How to use this calculator effectively

This calculator is designed to make the distinction visible in seconds. Enter your revenue and COGS first. That produces gross profit and gross margin, which exclude variable selling costs from the calculation. Then add your variable selling costs to estimate contribution margin. Finally, add fixed operating costs to see a simplified operating income figure.

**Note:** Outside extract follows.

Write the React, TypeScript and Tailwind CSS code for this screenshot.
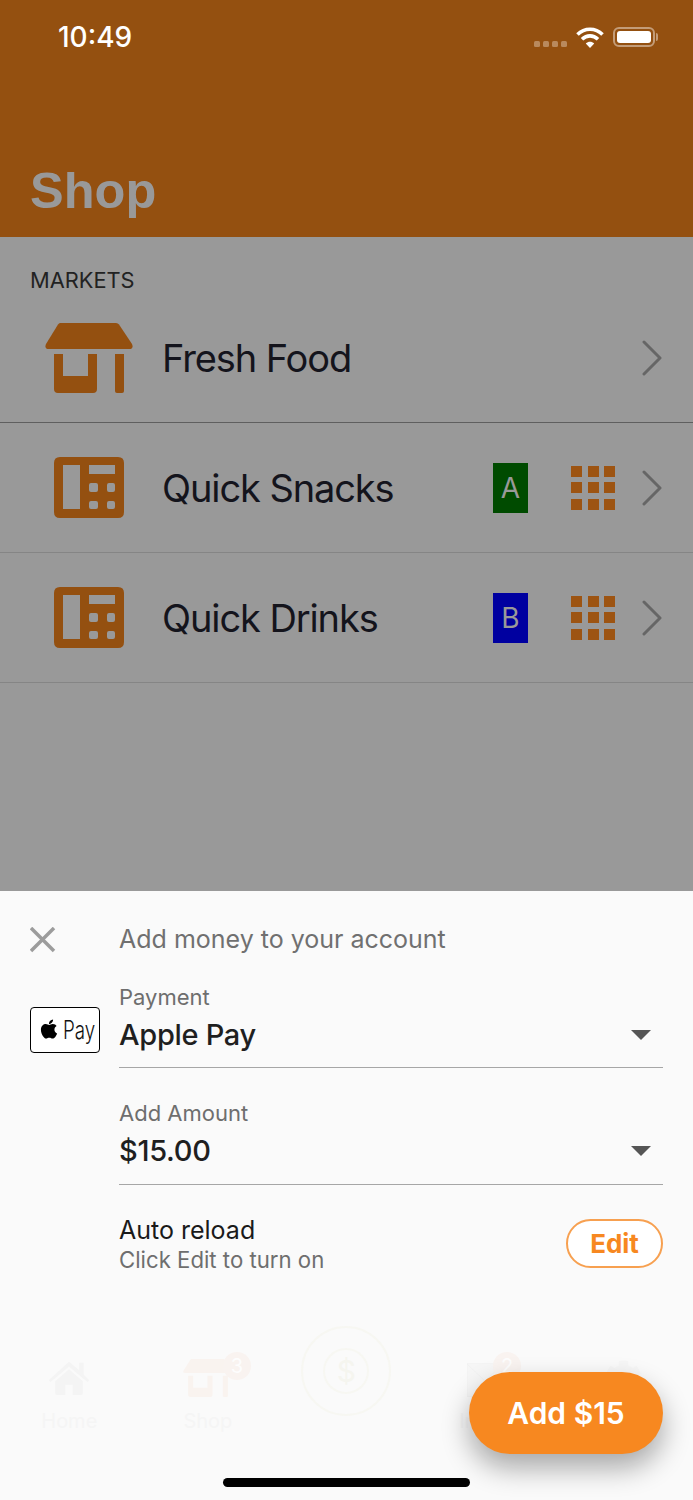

For the most useful analysis:

  1. Use a consistent reporting period, such as monthly or quarterly.
  2. Include only direct product costs in COGS.
  3. Group all sales-linked expenses into variable selling costs.
  4. Keep fixed overhead separate so contribution margin remains decision-useful.
  5. Review trends over multiple periods, not just a single snapshot.

Common mistakes to avoid

  • Mixing fixed and variable costs: A salary for a sales manager is not the same as a commission per order.
  • Ignoring payment fees: For digital and card-heavy businesses, these can materially compress contribution.
  • Treating shipping support as a fixed cost: If it rises with every incremental order, it is variable.
  • Using gross margin to set ad budgets: Media spend decisions should usually reference contribution or contribution after marketing.
  • Comparing across companies without reading the footnotes: Classification can vary by industry and policy.

Final takeaway

If a metric “excludes variable selling costs from its calculation,” it is not broken. It is simply focused on a different analytical layer. Gross margin is excellent for understanding direct product profitability. But if you need to know whether a sale truly helps fund overhead and profit, contribution margin is often the more practical measure. The strongest financial analysis uses both: gross margin to assess product economics, and contribution margin to assess commercial economics.

Figures above are for educational use and may be rounded. For investment, tax, or audited reporting decisions, confirm classifications with your accountant and review the original company filings or applicable guidance.